**Raw records**
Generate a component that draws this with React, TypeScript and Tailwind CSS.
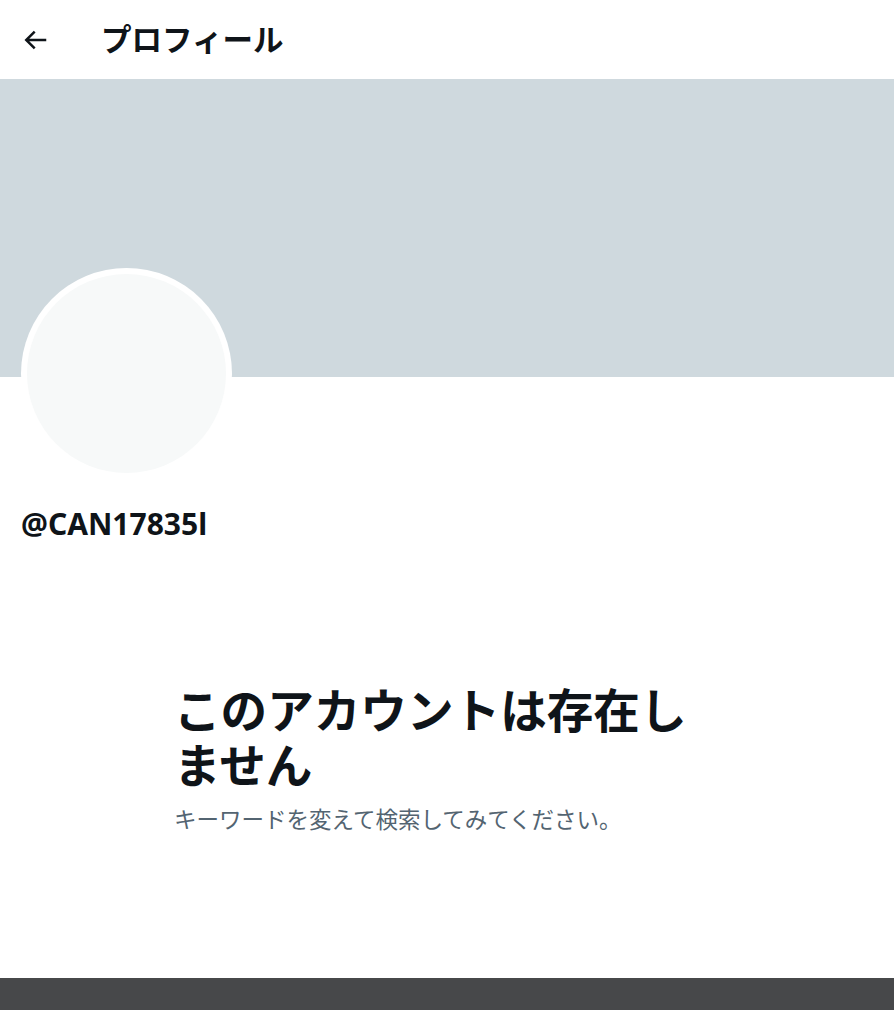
import React from 'react';

const BackArrow: React.FC = () => (
  <svg viewBox="0 0 24 24" className="w-[30px] h-[30px]" fill="#0f1419">
    <path d="M7.414 13l5.043 5.04-1.414 1.42L3.586 12l7.457-7.46 1.414 1.42L7.414 11H21v2H7.414z" />
  </svg>
);

const App: React.FC = () => {
  return (
    <div
      className="min-h-screen flex flex-col bg-white text-[#0f1419]"
      style={{ fontFamily: '"Noto Sans", "Noto Sans CJK JP", sans-serif' }}
    >
      {/* header */}
      <div className="h-[79px] flex items-center px-[20px] shrink-0">
        <BackArrow />
        <h1 className="ml-[51px] text-[30.5px] font-bold leading-none">プロフィール</h1>
      </div>

      {/* banner */}
      <div className="h-[298px] bg-[#cfd9de] shrink-0" />

      {/* profile */}
      <div className="px-[21px]">
        <div className="-mt-[109px] w-[211px] h-[211px] rounded-full bg-white p-[6px]">
          <div className="w-full h-full rounded-full bg-[#f7f9f9]" />
        </div>
        <div className="mt-[29px] text-[30px] font-bold leading-[32px]">@CAN17835l</div>
      </div>

      {/* empty state */}
      <div className="flex-1">
        <div className="w-[540px] mx-auto mt-[143px] -translate-x-[3px]">
          <h2 className="text-[46.6px] font-bold leading-[55px]">このアカウントは存在しません</h2>
          <p className="mt-[12px] text-[22.5px] leading-[30px] text-[#536471]">
            キーワードを変えて検索してみてください。
          </p>
        </div>
      </div>

      {/* bottom bar */}
      <div className="h-[32px] bg-[#47484a] shrink-0" />
    </div>
  );
};

export default App;
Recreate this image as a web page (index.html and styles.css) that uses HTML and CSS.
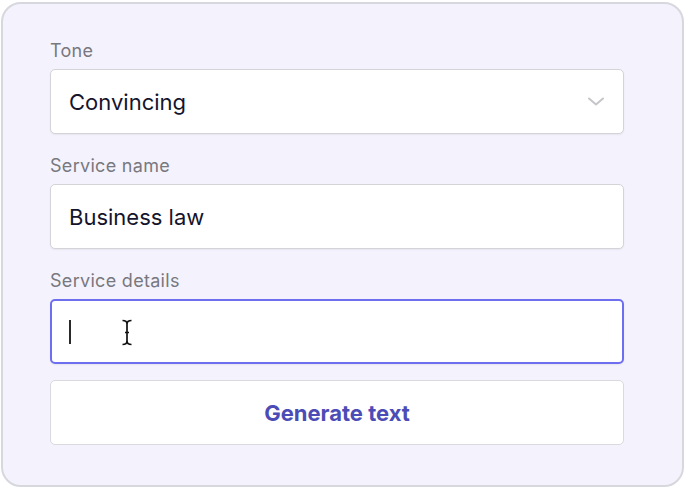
FILE: index.html
```html
<!DOCTYPE html>
<html lang="en">
<head>
<meta charset="utf-8">
<title>Service text generator</title>
<link rel="stylesheet" href="styles.css">
</head>
<body>
<div class="card">
  <div class="group">
    <div class="label">Tone</div>
    <div class="field select">
      <span class="value">Convincing</span>
      <svg class="chevron" width="18" height="9" viewBox="0 0 18 9"><path d="M2 1.5 L9 7.5 L16 1.5" fill="none" stroke="#c6c6ca" stroke-width="2" stroke-linecap="round" stroke-linejoin="round"/></svg>
    </div>
  </div>
  <div class="group">
    <div class="label">Service name</div>
    <div class="field"><span class="value">Business law</span></div>
  </div>
  <div class="group">
    <div class="label">Service details</div>
    <div class="field focused">
      <span class="caret"></span>
      <svg class="ibeam" width="14" height="27" viewBox="0 0 14 27"><path d="M2.5 1.5 Q7 1.5 7 5 Q7 1.5 11.5 1.5 M7 5 V22 M2.5 25.5 Q7 25.5 7 22 Q7 25.5 11.5 25.5 M5 13.5 H9" fill="none" stroke="#111" stroke-width="1.7"/></svg>
    </div>
  </div>
  <div class="button">Generate text</div>
</div>
</body>
</html>
```
FILE: styles.css
```css
html, body {
  margin: 0;
  padding: 0;
  background: #ffffff;
}
body {
  font-family: Inter, "Noto Sans", sans-serif;
}
.card {
  box-sizing: border-box;
  width: 683px;
  height: 485px;
  margin: 2px 0 0 1px;
  border: 2px solid #d7d7de;
  border-radius: 20px;
  background: #f4f3fd;
  padding: 37px 58px 0 47px;
  display: flex;
  flex-direction: column;
}
.group {
  display: flex;
  flex-direction: column;
  margin-bottom: 22px;
}
.group:nth-of-type(3) {
  margin-bottom: 16px;
}
.label {
  font-size: 18px;
  letter-spacing: 0.3px;
  line-height: 20px;
  color: #78787e;
  margin-bottom: 8px;
}
.field {
  box-sizing: border-box;
  height: 65px;
  background: #ffffff;
  border: 1px solid #d3d3d8;
  border-radius: 5px;
  box-shadow: 0 1px 2px rgba(0, 0, 0, 0.06);
  display: flex;
  align-items: center;
  padding: 0 18px;
}
.value {
  font-size: 22px;
  color: #15142c;
}
.select {
  justify-content: space-between;
}
.focused {
  border: 2px solid #6e6ef0;
  padding-left: 17px;
}
.caret {
  display: block;
  width: 2px;
  height: 24px;
  background: #2a2a2a;
}
.ibeam {
  margin-left: 49px;
  margin-top: 2px;
}
.button {
  box-sizing: border-box;
  height: 65px;
  background: #ffffff;
  border: 1px solid #d9d9de;
  border-radius: 5px;
  display: flex;
  align-items: center;
  justify-content: center;
  font-size: 22px;
  font-weight: 700;
  color: #4c4cb6;
}
```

**Work to complete**
Extract the lines exactly, please: the first line of the listing, the line with "import React from 'react';", and every line between them, but no pictures.

**Result of the exercise**
Generate a component that draws this with React, TypeScript and Tailwind CSS.
import React from 'react';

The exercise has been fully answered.